Los genios, de acuerdo entre sí, atienden sobre el asunto de la novedad; para ellos, no es nada importante, algo pasado de moda. Los genios respetan al sabio, dicen que ha muerto para vivir y que vive para encontrar la oscuridad y no la luz. La luz no es su objetivo, pues quizá sea el sabio la luz y la oscuridad al mismo tiempo. Espíritu, más allá de las formas y los sentimientos, la oscuridad arropa la incandescencia que brota de su pecho, pudiendo matar al ingenuo que dice saber mucho sobre la vida, pero apenas es un crío en brazos del demiurgo. Los genios serán los sabios de lo absoluto. La totalidad se abastece de esas partículas conscientes porque en sí misma es pensante, y pensante los genios trascendidos a las esferas de la sabiduría a partir de la lógica trascendental de la conciencia objetiva. El rumbo del pensamiento es fusionarse con las fuentes impolutas de la sabiduría infinita.
Al sabio se le ha detectado una leve debilidad, le aterra su luz.

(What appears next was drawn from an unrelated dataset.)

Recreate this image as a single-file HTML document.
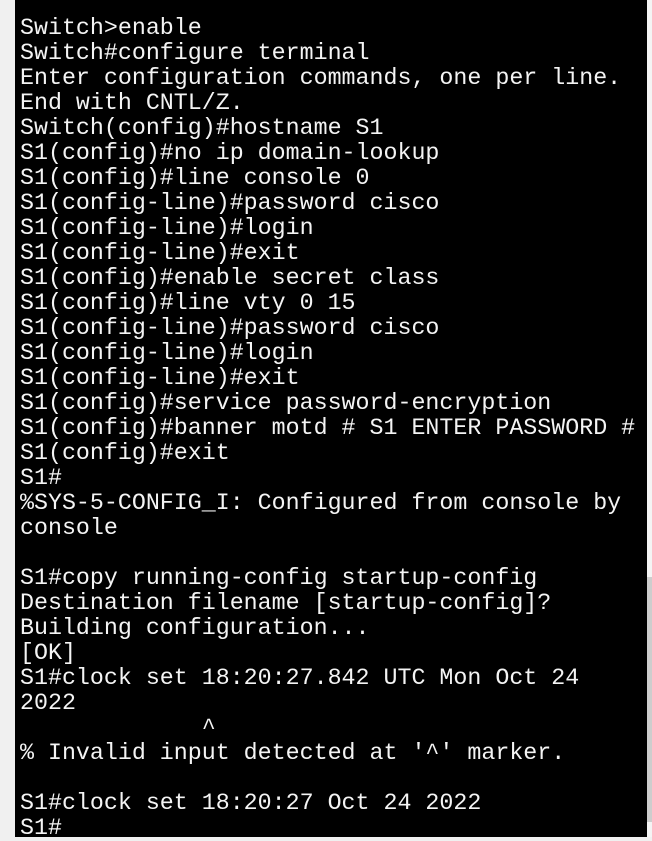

Emana su luz sin querer, sin voluntad de ser para otros, es farol entre tormentas. Sus palabras hieren la fortaleza del joven, prefiere mirar desde el risco. Es solitario, de poco hablar, no le gusta hablar. Lo genios admiran eso. Sobre el lomo del monstruo cabalga el sabio. Sabe aquello que otros no desean saber. Es un forajido, incluso, una amenaza.
Tanto el sabio como el genio, vibran en la oscuridad; en medio de las sombras nocturnas, acaecen sus mejores momentos. La luz es del ingenuo, del inocente, porque cuando creen haberla encontrado, perecen. El que encuentra la luz, desaparece, el mundo, deja de ser su hogar. Las cumbres montañosas y el profundo silencio de la nada, su estancia eterna.